Hi Laurent, I am sorry for replying you so late. The previous LKP test for this case are running on the same Intel skylake 4s platform, but it need maintain recently. So I changed to another test box to run the page_fault3 test case, it is Intel skylake 2s platform (nr_cpu: 104, memory: 64G). I applied your patch to the SPF kernel (commit : a7a8993bfe3ccb54ad468b9f1799649e4ad1ff12), then triggered below 2 cases test. a) Turn on the SPF handler by below command, then run page_fault3-thp-always test. echo 1 > /proc/sys/vm/speculative_page_fault b) Turn off the SPF handler by below command, then run page_fault3-thp-always test. echo 0 > /proc/sys/vm/speculative_page_fault Every test run 3 times, and then get test result and capture perf data.
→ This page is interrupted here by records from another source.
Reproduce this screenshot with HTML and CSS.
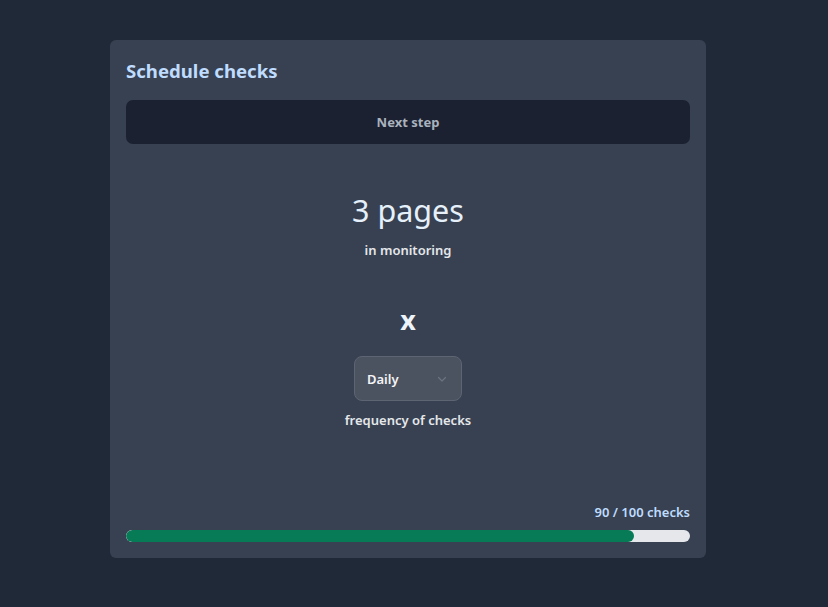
FILE: index.html
```html
<!DOCTYPE html>
<html lang="en">
<head>
    <meta charset="UTF-8">
    <meta name="viewport" content="width=device-width, initial-scale=1.0">
    <title>Schedule checks</title>
    <link rel="stylesheet" href="styles.css">
</head>
<body>
    <div class="card">
        <h1 class="title">Schedule checks</h1>

        <button class="next-btn">Next step</button>

        <div class="summary">
            <div class="pages">3 pages</div>
            <div class="caption">in monitoring</div>

            <div class="times">x</div>

            <div class="select">
                <span>Daily</span>
                <svg width="12" height="12" viewBox="0 0 12 12" fill="none">
                    <path d="M2.5 4.5 L6 8 L9.5 4.5" stroke="#6b7280" stroke-width="1.2" stroke-linecap="round" stroke-linejoin="round"/>
                </svg>
            </div>
            <div class="caption freq">frequency of checks</div>
        </div>

        <div class="usage">
            <div class="usage-label">90 / 100 checks</div>
            <div class="bar">
                <div class="bar-fill" style="width: 90%"></div>
            </div>
        </div>
    </div>
</body>
</html>
```

FILE: styles.css
```css
body {
    margin: 0;
    padding: 40px 0 0 110px;
    background: #1f2937;
    font-family: 'Noto Sans', 'Open Sans', sans-serif;
    color: #e5e7eb;
}

.card {
    width: 564px;
    height: 486px;
    padding: 16px;
    background: #374151;
    border-radius: 6px;
    display: flex;
    flex-direction: column;
}

.title {
    margin: 1px 0 -1px;
    font-size: 18.6px;
    line-height: 28px;
    font-weight: 700;
    color: #bfdbfe;
}

.next-btn {
    margin-top: 16px;
    height: 44px;
    width: 100%;
    border: none;
    border-radius: 7px;
    background: #1b2130;
    color: #aab2be;
    font-family: inherit;
    font-size: 13px;
    font-weight: 700;
}

.summary {
    display: flex;
    flex-direction: column;
    align-items: center;
    margin-top: 48px;
}

.pages {
    font-size: 30.5px;
    line-height: 36px;
    color: #e6f0fb;
}

.caption {
    margin-top: 13px;
    font-size: 13px;
    line-height: 18px;
    font-weight: 600;
    color: #e5e7eb;
}

.times {
    margin-top: 45px;
    font-size: 27px;
    line-height: 32px;
    font-weight: 700;
    color: #eef4fc;
}

.select {
    margin-top: 20px;
    box-sizing: border-box;
    width: 108px;
    height: 45px;
    padding: 0 13px 0 12px;
    display: flex;
    align-items: center;
    justify-content: space-between;
    background: #4b5260;
    border: 1px solid #5d6472;
    border-radius: 8px;
    font-size: 13px;
    font-weight: 600;
    color: #f3f4f6;
}

.caption.freq {
    margin-top: 10px;
}

.usage {
    margin-top: auto;
}

.usage-label {
    text-align: right;
    font-size: 13px;
    line-height: 18px;
    font-weight: 600;
    color: #bfdbfe;
    margin-bottom: 9px;
}

.bar {
    height: 12px;
    border-radius: 6px;
    background: #e5e7eb;
    overflow: hidden;
}

.bar-fill {
    height: 100%;
    border-radius: 6px;
    background: #077a56;
}
```
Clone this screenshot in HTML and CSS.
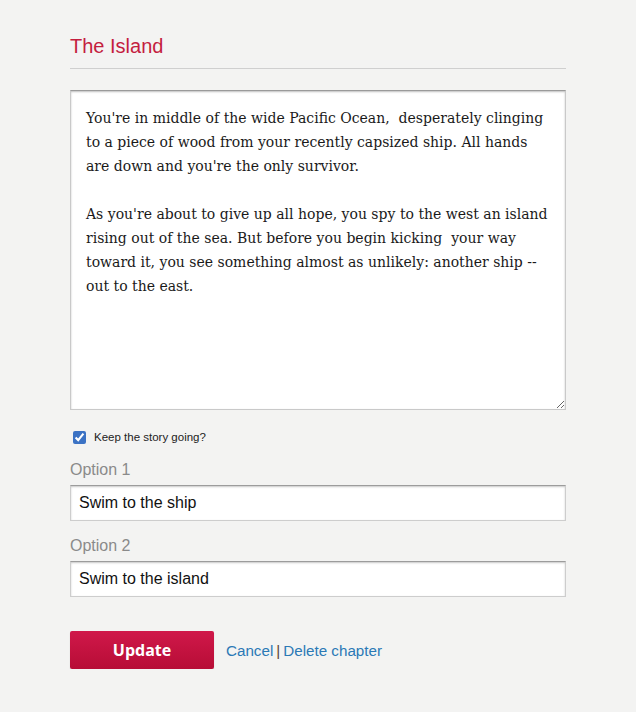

Here is average result for will-it-scale.per_thread_ops: SPF_turn_off SPF_turn_on page_fault3-THP-Alwasys.will-it-scale.per_thread_ops 31963 26285 Best regards, Haiyan Song
On Thu, May 17, 2018 at 01:06:07PM +0200, Laurent Dufour wrote: > This is a port on kernel 4.17 of the work done by Peter Zijlstra to handle > page fault without holding the mm semaphore [1]. > > The idea is to try to handle user space page faults without holding the > mmap_sem. This should allow better concurrency for massively threaded Question -- I presume mmap_sem (rw_semaphore implementation tested against) was qrwlock? Balbir Singh.
Le 05/11/2018 à 11:42, Balbir Singh a écrit : > On Thu, May 17, 2018 at 01:06:07PM +0200, Laurent Dufour wrote: >> This is a port on kernel 4.17 of the work done by Peter Zijlstra to handle >> page fault without holding the mm semaphore [1]. >> >> The idea is to try to handle user space page faults without holding the >> mmap_sem. This should allow better concurrency for massively threaded > > Question -- I presume mmap_sem (rw_semaphore implementation tested against) > was qrwlock? I don't think so, this series doesn't change the mmap_sem definition so it still belongs to the 'struct rw_semaphore'. Laurent.